Bonjour chers Radis ! Aujourd’hui, je vous raconte les trois jours que j’ai passés auprès des potiers de l’île de Kyushu, au sud du Japon. Les petites villes d’Arita, Imari et Karatsu forment un triangle au nord-ouest de l’île, où je me suis plongée dans l’histoire de la céramique japonaise. Pour moi qui ai grandi à l’arrière d’une poterie, c’était un vrai plaisir de retrouver un environnement aussi familier ! Sans compter que je suis moi-même une acheteuse de poterie invétérée 😉 Pour tous les amoureux d’artisanat et de culture japonaise, voici donc un nouveau détour hors des sentiers battus du Japon. J’espère que vous vous régalerez autant que moi !
Arita, ville de naissance de la porcelaine japonaise
Après avoir passé presque tout le mois de juin sur l’île de Kyushu, j’ai décidé de terminer mon séjour par un petit « périple céramiste ». Comme je remontais du sud de l’île, j’ai commencé par passer une journée à Arita, petite bourgade nichée au milieu des montagnes. J’y ai trouvé une multitude d’ateliers-boutiques de porcelaine, car Arita n’est autre que le lieu de naissance de la porcelaine japonaise !
« Arita yaki », un art perfectionné depuis plus de 300 ans
C’est donc à Arita qu’ont eu lieu les premières cuissons de porcelaine japonaise, au tout début du XVIIe siècle. J’ai découvert que la technique a été importée de Chine et de Corée, où on l’utilisait déjà depuis des siècles. Mais avec l’effondrement de la dynastie Ming en Chine, la production chinoise de porcelaine était en berne… Il fallait donc trouver un moyen de continuer à fournir les monarques européens, si friands de « chinoiseries ». Cela tombait à pic car le Japon, après 150 ans de fermeture totale à l’extérieur, se rouvrait enfin aux échanges ! C’est ainsi que la région d’Arita s’est mise à produire en masse des trésors qui, transportés par des navires hollandais, finiraient sur les tables de Versailles, Saint-Pétersbourg ou Vienne…
Une demi-journée, le format parfait pour explorer Arita
Arita n’est guère plus qu’un gros village et se visite très bien sur une demi-journée. Pour ma part, j’ai laissé mon sac à la consigne de la gare et, après m’être munie d’une carte gratuite à l’office du tourisme, suis partie explorer les environs à pied. C’était une promenade très agréable, entre des maisons anciennes se découpant sur le vert intense des montagnes.

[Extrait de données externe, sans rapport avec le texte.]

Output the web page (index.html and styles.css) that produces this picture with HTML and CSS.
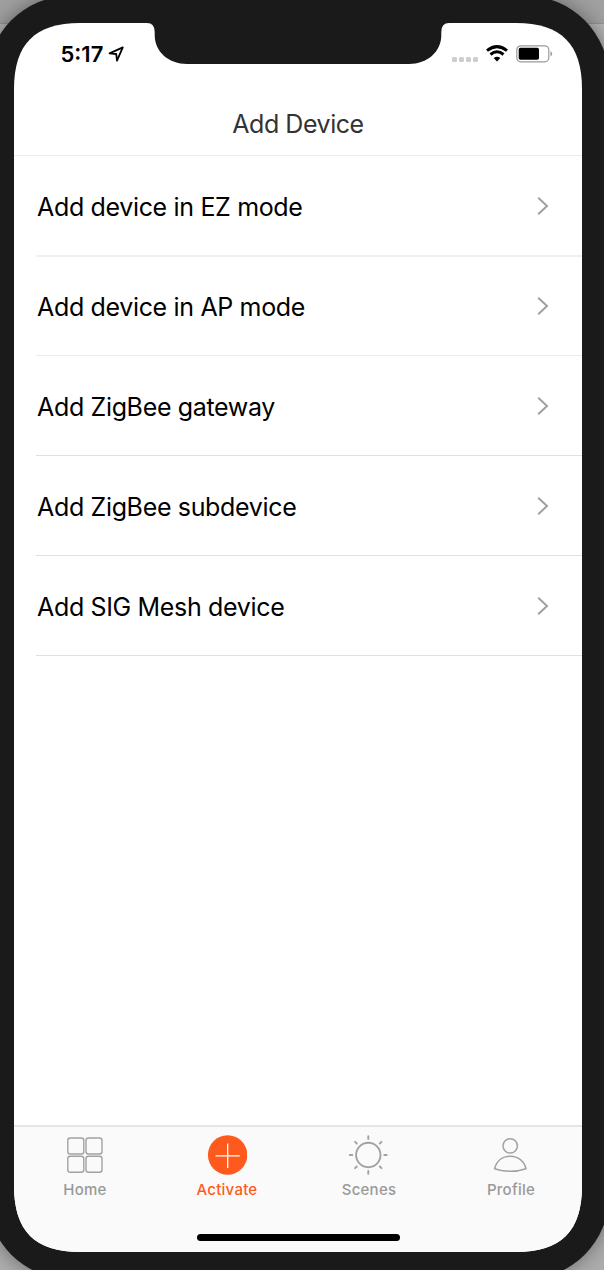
FILE: index.html
```html
<!DOCTYPE html>
<html lang="en">
<head>
<meta charset="utf-8">
<title>Add Device</title>
<link rel="stylesheet" href="styles.css">
</head>
<body>
<div class="desktop">
  <div class="device"></div>
  <main class="screen">
    <div class="status">
      <div class="clock"><span>5:17</span>
        <svg width="17" height="16" viewBox="0 0 17 16"><path d="M1.6 7.4 14.8 1.4 9 14.6 8.2 8Z" fill="none" stroke="#000" stroke-width="1.8" stroke-linejoin="round"/></svg>
      </div>
      <div class="indicators">
        <span class="signal"><i></i><i></i><i></i><i></i></span>
        <svg class="wifi" width="22" height="17" viewBox="0 0 22 17"><g fill="none" stroke="#000" stroke-width="3"><path d="M1 5.6Q11-2.3 21 5.6"/><path d="M4.5 9.5Q11 4.1 17.5 9.5"/></g><path d="M7.7 13Q11 10.3 14.3 13L11 16.5Z"/></svg>
        <svg class="battery" width="37" height="18" viewBox="0 0 37 18"><rect x=".8" y=".8" width="32" height="16" rx="4" fill="#fff" stroke="#999" stroke-width="1.2"/><rect x="2.7" y="2.8" width="20.3" height="12" rx="1.8"/><path d="M34.5 6Q38 8.8 34.5 11.6Z" fill="#999"/></svg>
      </div>
    </div>
    <header class="title">Add Device</header>
    <ul class="list">
      <li class="soft"><span>Add device in EZ mode</span><svg class="chevron" viewBox="0 0 12 20"><path d="M1.2 1.8 10 10 1.2 18.2"/></svg></li>
      <li class="faint"><span>Add device in AP mode</span><svg class="chevron" viewBox="0 0 12 20"><path d="M1.2 1.8 10 10 1.2 18.2"/></svg></li>
      <li><span>Add ZigBee gateway</span><svg class="chevron" viewBox="0 0 12 20"><path d="M1.2 1.8 10 10 1.2 18.2"/></svg></li>
      <li><span>Add ZigBee subdevice</span><svg class="chevron" viewBox="0 0 12 20"><path d="M1.2 1.8 10 10 1.2 18.2"/></svg></li>
      <li><span>Add SIG Mesh device</span><svg class="chevron" viewBox="0 0 12 20"><path d="M1.2 1.8 10 10 1.2 18.2"/></svg></li>
    </ul>
    <footer class="dock">
      <nav class="tabs">
        <a class="tab"><svg viewBox="0 0 40 40"><g fill="none" stroke="#a2a2a2" stroke-width="1.4"><rect x="2.8" y="3" width="16" height="16" rx="2.5"/><rect x="21" y="3" width="16" height="16" rx="2.5"/><rect x="2.8" y="21.2" width="16" height="16" rx="2.5"/><rect x="21" y="21.2" width="16" height="16" rx="2.5"/></g></svg><span>Home</span></a>
        <a class="tab active"><svg viewBox="0 0 40 40"><circle cx="20.6" cy="20" r="19.7" fill="#ff5a1e"/><path d="M8.6 20.8H32.8M20.7 8.5V33" stroke="#fff" stroke-width="1.3"/></svg><span>Activate</span></a>
        <a class="tab"><svg viewBox="0 0 40 40"><g fill="none" stroke="#a2a2a2" stroke-width="1.9" stroke-linecap="round"><circle cx="19.3" cy="20" r="12.2"/><path d="M19.3 1.3V4M19.3 36V38.7M.9 20H3.3M35.3 20H37.7M6.1 6.8 7.8 8.5M30.8 31.5 32.5 33.2M6.1 33.2 7.8 31.5M30.8 8.5 32.5 6.8"/></g></svg><span>Scenes</span></a>
        <a class="tab"><svg viewBox="0 0 40 40"><g fill="none" stroke="#a2a2a2" stroke-width="1.5" stroke-linejoin="round"><circle cx="19.2" cy="10.9" r="7.2"/><path d="M3.6 33.7C5.5 26.2 11.2 21.2 19.2 21.2S33.2 26.2 35 33.7Q19.2 39 3.6 33.7Z"/></g></svg><span>Profile</span></a>
      </nav>
      <div class="home-bar"></div>
    </footer>
  </main>
  <svg class="notch" width="302" height="43" viewBox="0 0 302 43"><path d="M0 0V1Q7.7 1 7.7 10V13C7.7 30 22 42 40 42H262C280 42 294.3 30 294.3 13V10Q294.3 1 302 1V0Z" fill="#1a1a1a"/></svg>
</div>
</body>
</html>
```
FILE: styles.css
```css
* { box-sizing: border-box; }
body { margin: 0; font-family: Inter, "Liberation Sans", sans-serif; }
svg { display: block; flex: none; }
.desktop {
  position: relative;
  width: 604px;
  height: 1270px;
  padding: 23px 22px 18px 14px;
  overflow: hidden;
  background: linear-gradient(#a0a0a0 0 23px, #929292 23px 24px, #b4b4b4 24px 80px, #adadad 80px);
}
.device {
  position: absolute;
  left: -13px;
  top: -4px;
  width: 622px;
  height: 1283px;
  border-radius: 83px;
  background: #1a1a1a;
  box-shadow: 0 0 20px rgba(0, 0, 0, .4);
}
.screen {
  position: relative;
  display: flex;
  flex-direction: column;
  height: 1229px;
  background: #fff;
  clip-path: path("M0 66C0 21 21 0 66 0H502C547 0 568 21 568 66V1163C568 1208 547 1229 502 1229H66C21 1229 0 1208 0 1163Z");
}
.notch { position: absolute; left: 147px; top: 22px; }
.status {
  display: flex;
  justify-content: space-between;
  height: 68px;
  padding: 17px 29px 0 46.5px;
}
.clock {
  display: flex;
  gap: 5px;
  height: 28px;
  align-items: center;
  font-size: 22px;
  font-weight: 600;
}
.clock svg { margin-top: -1px; }
.indicators { display: flex; align-items: flex-start; padding-top: 5px; }
.signal { display: flex; gap: 2px; margin: 12px 8px 0 0; }
.signal i { width: 5px; height: 5px; border-radius: 1.5px; background: #cecece; }
.wifi { margin-right: 8px; }
.title {
  height: 65px;
  border-bottom: 1px solid #ebebeb;
  line-height: 66px;
  text-align: center;
  font-size: 25px;
  letter-spacing: -.45px;
  color: #333;
}
.list { flex: 1; margin: 0; padding: 0 0 0 22px; list-style: none; }
.list li {
  display: flex;
  align-items: center;
  justify-content: space-between;
  height: 100px;
  padding: 1px 33px 0 1px;
  border-bottom: 1px solid #e0e0e0;
  font-size: 25px;
  letter-spacing: -.34px;
  color: #000;
}
.list li span { padding-top: 2px; }
.list .soft { height: 101px; border-bottom: 2px solid #f0f0f0; }
.list .faint { height: 99px; padding-top: 0; border-color: #ececec; }
.chevron { width: 12px; height: 20px; fill: none; stroke: #a0a0a0; stroke-width: 2; }
.dock { height: 127px; border-top: 2px solid #e5e5e5; background: #fafafa; }
.tabs { display: flex; height: 107px; }
.tab {
  display: flex;
  flex: 1;
  flex-direction: column;
  align-items: center;
  padding-top: 8px;
  font-size: 15px;
  font-weight: 500;
  color: #999;
}
.tab svg { width: 40px; height: 40px; }
.tab span { margin-top: 5px; line-height: 20px; letter-spacing: .25px; }
.tab.active { color: #ff5a1e; }
.home-bar { width: 203px; height: 7px; margin: 0 auto; border-radius: 4px; background: #000; }
```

En remontant la rue principale, j’ai admiré les nombreuses boutiques de porcelaine, étonnée par la variété des styles. Même si la tradition de la porcelaine d’Arita est bien préservée, de nombreux céramistes font en effet preuve d’une grande créativité. En plus, il y en avait pour tous les prix… Certains vases se chiffraient à plusieurs milliers d’euros, tandis que j’ai pu me faire plaisir avec quelques dizaines à peine 😉
Certaines fabriques, comme la Kôransha, proposent une exposition de porcelaines d’Arita anciennes à l’arrière de leur boutique. C’est là que j’ai pris en photo le magnifique dragon qui sert de bannière à cet article : il s’agissait du motif principal d’un plat géant datant de la fin du XIXe siècle. Et pour ceux qui veulent en voir plus, il y a aussi le grand musée municipal gratuit, assez agréable et situé non loin de la gare.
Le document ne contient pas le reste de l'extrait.